**SHORT TASK**:
Pictures stay out of the copy; restate everything else in the material exactly.

**SOURCE DATA**:
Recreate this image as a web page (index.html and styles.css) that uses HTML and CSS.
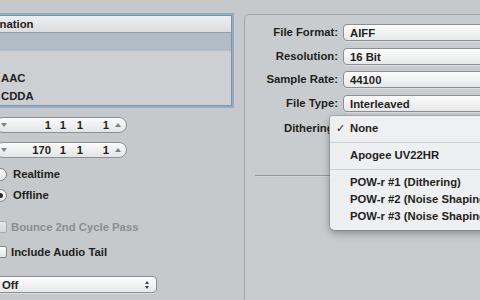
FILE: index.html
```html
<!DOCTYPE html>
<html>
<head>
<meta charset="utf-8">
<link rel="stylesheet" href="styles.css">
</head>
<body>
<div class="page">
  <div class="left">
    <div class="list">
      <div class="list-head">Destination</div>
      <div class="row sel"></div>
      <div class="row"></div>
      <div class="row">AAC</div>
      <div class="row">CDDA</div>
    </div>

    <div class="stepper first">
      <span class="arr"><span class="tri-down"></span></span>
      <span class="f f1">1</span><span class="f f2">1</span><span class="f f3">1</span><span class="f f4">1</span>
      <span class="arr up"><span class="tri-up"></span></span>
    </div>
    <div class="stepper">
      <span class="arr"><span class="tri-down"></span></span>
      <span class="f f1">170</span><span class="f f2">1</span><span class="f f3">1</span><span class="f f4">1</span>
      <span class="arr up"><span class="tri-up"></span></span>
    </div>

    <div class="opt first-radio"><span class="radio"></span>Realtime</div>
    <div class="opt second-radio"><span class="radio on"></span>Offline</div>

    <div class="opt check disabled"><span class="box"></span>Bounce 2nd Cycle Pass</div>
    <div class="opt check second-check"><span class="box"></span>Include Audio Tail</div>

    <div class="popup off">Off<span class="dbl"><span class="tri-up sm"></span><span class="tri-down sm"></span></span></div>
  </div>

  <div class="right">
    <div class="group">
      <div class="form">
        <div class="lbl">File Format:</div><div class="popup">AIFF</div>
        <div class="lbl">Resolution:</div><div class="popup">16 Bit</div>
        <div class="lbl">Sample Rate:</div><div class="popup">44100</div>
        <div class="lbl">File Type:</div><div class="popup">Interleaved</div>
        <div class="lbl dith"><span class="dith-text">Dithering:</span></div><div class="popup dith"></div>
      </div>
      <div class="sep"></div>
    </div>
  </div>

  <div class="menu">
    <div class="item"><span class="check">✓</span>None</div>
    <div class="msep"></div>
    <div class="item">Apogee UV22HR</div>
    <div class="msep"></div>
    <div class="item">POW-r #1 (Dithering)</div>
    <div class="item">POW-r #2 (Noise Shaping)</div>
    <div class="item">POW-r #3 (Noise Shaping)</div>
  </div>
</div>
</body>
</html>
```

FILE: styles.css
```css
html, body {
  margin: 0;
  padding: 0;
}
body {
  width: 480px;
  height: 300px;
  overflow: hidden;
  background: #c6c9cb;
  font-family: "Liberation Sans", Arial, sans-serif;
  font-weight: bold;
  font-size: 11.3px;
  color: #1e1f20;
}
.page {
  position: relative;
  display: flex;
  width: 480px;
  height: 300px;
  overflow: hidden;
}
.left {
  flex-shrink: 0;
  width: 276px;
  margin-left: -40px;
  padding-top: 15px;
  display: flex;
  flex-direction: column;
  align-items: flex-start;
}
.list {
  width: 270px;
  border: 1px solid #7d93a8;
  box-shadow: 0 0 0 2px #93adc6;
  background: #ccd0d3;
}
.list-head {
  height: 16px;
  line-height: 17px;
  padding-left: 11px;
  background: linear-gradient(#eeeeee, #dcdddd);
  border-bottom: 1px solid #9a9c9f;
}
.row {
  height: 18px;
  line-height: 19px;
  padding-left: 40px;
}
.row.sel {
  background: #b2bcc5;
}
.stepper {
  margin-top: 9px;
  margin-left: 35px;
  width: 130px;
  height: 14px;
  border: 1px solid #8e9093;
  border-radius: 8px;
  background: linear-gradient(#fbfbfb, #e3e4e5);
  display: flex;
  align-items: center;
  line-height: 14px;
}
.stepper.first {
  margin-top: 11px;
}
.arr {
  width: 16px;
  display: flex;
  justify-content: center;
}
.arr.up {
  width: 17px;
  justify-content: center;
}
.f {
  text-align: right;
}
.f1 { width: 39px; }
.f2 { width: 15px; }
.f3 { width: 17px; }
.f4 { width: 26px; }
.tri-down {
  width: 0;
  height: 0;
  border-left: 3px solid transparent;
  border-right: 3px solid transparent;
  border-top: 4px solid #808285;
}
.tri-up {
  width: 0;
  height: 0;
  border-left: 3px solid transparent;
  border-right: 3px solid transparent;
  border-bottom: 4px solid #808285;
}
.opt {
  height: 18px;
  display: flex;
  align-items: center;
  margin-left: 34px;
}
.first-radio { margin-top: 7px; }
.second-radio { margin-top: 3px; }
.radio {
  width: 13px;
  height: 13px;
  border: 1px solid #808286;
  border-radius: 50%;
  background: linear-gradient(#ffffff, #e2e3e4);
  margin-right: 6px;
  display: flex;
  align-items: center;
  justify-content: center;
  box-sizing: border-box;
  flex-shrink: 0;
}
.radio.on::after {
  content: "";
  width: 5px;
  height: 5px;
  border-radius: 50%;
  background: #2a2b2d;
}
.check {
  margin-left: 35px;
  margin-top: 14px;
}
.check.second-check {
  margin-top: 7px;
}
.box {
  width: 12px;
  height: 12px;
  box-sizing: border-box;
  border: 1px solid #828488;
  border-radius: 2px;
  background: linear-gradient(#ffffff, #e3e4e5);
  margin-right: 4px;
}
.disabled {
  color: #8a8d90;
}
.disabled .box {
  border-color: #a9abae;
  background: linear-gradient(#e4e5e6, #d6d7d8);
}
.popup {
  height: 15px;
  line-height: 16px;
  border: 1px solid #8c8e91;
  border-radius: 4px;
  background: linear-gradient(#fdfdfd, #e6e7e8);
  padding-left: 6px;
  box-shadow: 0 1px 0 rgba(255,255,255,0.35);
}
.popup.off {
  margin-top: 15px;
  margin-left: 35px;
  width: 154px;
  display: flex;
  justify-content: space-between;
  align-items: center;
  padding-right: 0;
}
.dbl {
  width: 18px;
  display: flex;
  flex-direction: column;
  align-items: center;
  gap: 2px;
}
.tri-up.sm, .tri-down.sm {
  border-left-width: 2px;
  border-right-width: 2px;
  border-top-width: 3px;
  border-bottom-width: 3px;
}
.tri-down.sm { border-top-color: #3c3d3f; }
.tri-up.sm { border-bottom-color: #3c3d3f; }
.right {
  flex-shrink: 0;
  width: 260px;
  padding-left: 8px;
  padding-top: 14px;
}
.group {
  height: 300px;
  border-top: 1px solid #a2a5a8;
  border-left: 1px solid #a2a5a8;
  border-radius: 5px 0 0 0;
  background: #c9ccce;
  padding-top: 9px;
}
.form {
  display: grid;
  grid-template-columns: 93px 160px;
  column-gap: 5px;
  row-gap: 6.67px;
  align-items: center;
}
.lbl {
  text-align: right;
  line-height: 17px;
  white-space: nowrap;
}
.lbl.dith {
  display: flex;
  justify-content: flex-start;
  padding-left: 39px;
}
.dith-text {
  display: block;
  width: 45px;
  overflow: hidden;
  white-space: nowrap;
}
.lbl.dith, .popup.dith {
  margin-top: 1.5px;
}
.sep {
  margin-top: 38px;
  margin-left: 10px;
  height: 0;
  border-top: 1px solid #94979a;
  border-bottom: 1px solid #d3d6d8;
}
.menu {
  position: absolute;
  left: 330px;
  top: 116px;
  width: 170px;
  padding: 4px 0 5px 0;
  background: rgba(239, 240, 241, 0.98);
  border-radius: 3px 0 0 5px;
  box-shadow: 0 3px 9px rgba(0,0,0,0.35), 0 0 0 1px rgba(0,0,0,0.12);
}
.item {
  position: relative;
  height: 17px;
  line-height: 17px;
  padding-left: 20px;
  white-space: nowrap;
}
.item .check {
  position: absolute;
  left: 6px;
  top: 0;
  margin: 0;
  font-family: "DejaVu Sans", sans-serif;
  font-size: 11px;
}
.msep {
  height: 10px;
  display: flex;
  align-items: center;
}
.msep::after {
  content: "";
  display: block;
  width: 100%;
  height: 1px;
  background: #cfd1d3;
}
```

**RESULT OF THIS EXERCISE**:
Recreate this image as a web page (index.html and styles.css) that uses HTML and CSS.
FILE: index.html
```html
<!DOCTYPE html>
<html>
<head>
<meta charset="utf-8">
<link rel="stylesheet" href="styles.css">
</head>
<body>
<div class="page">
  <div class="left">
    <div class="list">
      <div class="list-head">Destination</div>
      <div class="row sel"></div>
      <div class="row"></div>
      <div class="row">AAC</div>
      <div class="row">CDDA</div>
    </div>

    <div class="stepper first">
      <span class="arr"><span class="tri-down"></span></span>
      <span class="f f1">1</span><span class="f f2">1</span><span class="f f3">1</span><span class="f f4">1</span>
      <span class="arr up"><span class="tri-up"></span></span>
    </div>
    <div class="stepper">
      <span class="arr"><span class="tri-down"></span></span>
      <span class="f f1">170</span><span class="f f2">1</span><span class="f f3">1</span><span class="f f4">1</span>
      <span class="arr up"><span class="tri-up"></span></span>
    </div>

    <div class="opt first-radio"><span class="radio"></span>Realtime</div>
    <div class="opt second-radio"><span class="radio on"></span>Offline</div>

    <div class="opt check disabled"><span class="box"></span>Bounce 2nd Cycle Pass</div>
    <div class="opt check second-check"><span class="box"></span>Include Audio Tail</div>

    <div class="popup off">Off<span class="dbl"><span class="tri-up sm"></span><span class="tri-down sm"></span></span></div>
  </div>

  <div class="right">
    <div class="group">
      <div class="form">
        <div class="lbl">File Format:</div><div class="popup">AIFF</div>
        <div class="lbl">Resolution:</div><div class="popup">16 Bit</div>
        <div class="lbl">Sample Rate:</div><div class="popup">44100</div>
        <div class="lbl">File Type:</div><div class="popup">Interleaved</div>
        <div class="lbl dith"><span class="dith-text">Dithering:</span></div><div class="popup dith"></div>
      </div>
      <div class="sep"></div>
    </div>
  </div>

  <div class="menu">
    <div class="item"><span class="check">✓</span>None</div>
    <div class="msep"></div>
    <div class="item">Apogee UV22HR</div>
    <div class="msep"></div>
    <div class="item">POW-r #1 (Dithering)</div>
    <div class="item">POW-r #2 (Noise Shaping)</div>
    <div class="item">POW-r #3 (Noise Shaping)</div>
  </div>
</div>
</body>
</html>
```

FILE: styles.css
```css
html, body {
  margin: 0;
  padding: 0;
}
body {
  width: 480px;
  height: 300px;
  overflow: hidden;
  background: #c6c9cb;
  font-family: "Liberation Sans", Arial, sans-serif;
  font-weight: bold;
  font-size: 11.3px;
  color: #1e1f20;
}
.page {
  position: relative;
  display: flex;
  width: 480px;
  height: 300px;
  overflow: hidden;
}
.left {
  flex-shrink: 0;
  width: 276px;
  margin-left: -40px;
  padding-top: 15px;
  display: flex;
  flex-direction: column;
  align-items: flex-start;
}
.list {
  width: 270px;
  border: 1px solid #7d93a8;
  box-shadow: 0 0 0 2px #93adc6;
  background: #ccd0d3;
}
.list-head {
  height: 16px;
  line-height: 17px;
  padding-left: 11px;
  background: linear-gradient(#eeeeee, #dcdddd);
  border-bottom: 1px solid #9a9c9f;
}
.row {
  height: 18px;
  line-height: 19px;
  padding-left: 40px;
}
.row.sel {
  background: #b2bcc5;
}
.stepper {
  margin-top: 9px;
  margin-left: 35px;
  width: 130px;
  height: 14px;
  border: 1px solid #8e9093;
  border-radius: 8px;
  background: linear-gradient(#fbfbfb, #e3e4e5);
  display: flex;
  align-items: center;
  line-height: 14px;
}
.stepper.first {
  margin-top: 11px;
}
.arr {
  width: 16px;
  display: flex;
  justify-content: center;
}
.arr.up {
  width: 17px;
  justify-content: center;
}
.f {
  text-align: right;
}
.f1 { width: 39px; }
.f2 { width: 15px; }
.f3 { width: 17px; }
.f4 { width: 26px; }
.tri-down {
  width: 0;
  height: 0;
  border-left: 3px solid transparent;
  border-right: 3px solid transparent;
  border-top: 4px solid #808285;
}
.tri-up {
  width: 0;
  height: 0;
  border-left: 3px solid transparent;
  border-right: 3px solid transparent;
  border-bottom: 4px solid #808285;
}
.opt {
  height: 18px;
  display: flex;
  align-items: center;
  margin-left: 34px;
}
.first-radio { margin-top: 7px; }
.second-radio { margin-top: 3px; }
.radio {
  width: 13px;
  height: 13px;
  border: 1px solid #808286;
  border-radius: 50%;
  background: linear-gradient(#ffffff, #e2e3e4);
  margin-right: 6px;
  display: flex;
  align-items: center;
  justify-content: center;
  box-sizing: border-box;
  flex-shrink: 0;
}
.radio.on::after {
  content: "";
  width: 5px;
  height: 5px;
  border-radius: 50%;
  background: #2a2b2d;
}
.check {
  margin-left: 35px;
  margin-top: 14px;
}
.check.second-check {
  margin-top: 7px;
}
.box {
  width: 12px;
  height: 12px;
  box-sizing: border-box;
  border: 1px solid #828488;
  border-radius: 2px;
  background: linear-gradient(#ffffff, #e3e4e5);
  margin-right: 4px;
}
.disabled {
  color: #8a8d90;
}
.disabled .box {
  border-color: #a9abae;
  background: linear-gradient(#e4e5e6, #d6d7d8);
}
.popup {
  height: 15px;
  line-height: 16px;
  border: 1px solid #8c8e91;
  border-radius: 4px;
  background: linear-gradient(#fdfdfd, #e6e7e8);
  padding-left: 6px;
  box-shadow: 0 1px 0 rgba(255,255,255,0.35);
}
.popup.off {
  margin-top: 15px;
  margin-left: 35px;
  width: 154px;
  display: flex;
  justify-content: space-between;
  align-items: center;
  padding-right: 0;
}
.dbl {
  width: 18px;
  display: flex;
  flex-direction: column;
  align-items: center;
  gap: 2px;
}
.tri-up.sm, .tri-down.sm {
  border-left-width: 2px;
  border-right-width: 2px;
  border-top-width: 3px;
  border-bottom-width: 3px;
}
.tri-down.sm { border-top-color: #3c3d3f; }
.tri-up.sm { border-bottom-color: #3c3d3f; }
.right {
  flex-shrink: 0;
  width: 260px;
  padding-left: 8px;
  padding-top: 14px;
}
.group {
  height: 300px;
  border-top: 1px solid #a2a5a8;
  border-left: 1px solid #a2a5a8;
  border-radius: 5px 0 0 0;
  background: #c9ccce;
  padding-top: 9px;
}
.form {
  display: grid;
  grid-template-columns: 93px 160px;
  column-gap: 5px;
  row-gap: 6.67px;
  align-items: center;
}
.lbl {
  text-align: right;
  line-height: 17px;
  white-space: nowrap;
}
.lbl.dith {
  display: flex;
  justify-content: flex-start;
  padding-left: 39px;
}
.dith-text {
  display: block;
  width: 45px;
  overflow: hidden;
  white-space: nowrap;
}
.lbl.dith, .popup.dith {
  margin-top: 1.5px;
}
.sep {
  margin-top: 38px;
  margin-left: 10px;
  height: 0;
  border-top: 1px solid #94979a;
  border-bottom: 1px solid #d3d6d8;
}
.menu {
  position: absolute;
  left: 330px;
  top: 116px;
  width: 170px;
  padding: 4px 0 5px 0;
  background: rgba(239, 240, 241, 0.98);
  border-radius: 3px 0 0 5px;
  box-shadow: 0 3px 9px rgba(0,0,0,0.35), 0 0 0 1px rgba(0,0,0,0.12);
}
.item {
  position: relative;
  height: 17px;
  line-height: 17px;
  padding-left: 20px;
  white-space: nowrap;
}
.item .check {
  position: absolute;
  left: 6px;
  top: 0;
  margin: 0;
  font-family: "DejaVu Sans", sans-serif;
  font-size: 11px;
}
.msep {
  height: 10px;
  display: flex;
  align-items: center;
}
.msep::after {
  content: "";
  display: block;
  width: 100%;
  height: 1px;
  background: #cfd1d3;
}
```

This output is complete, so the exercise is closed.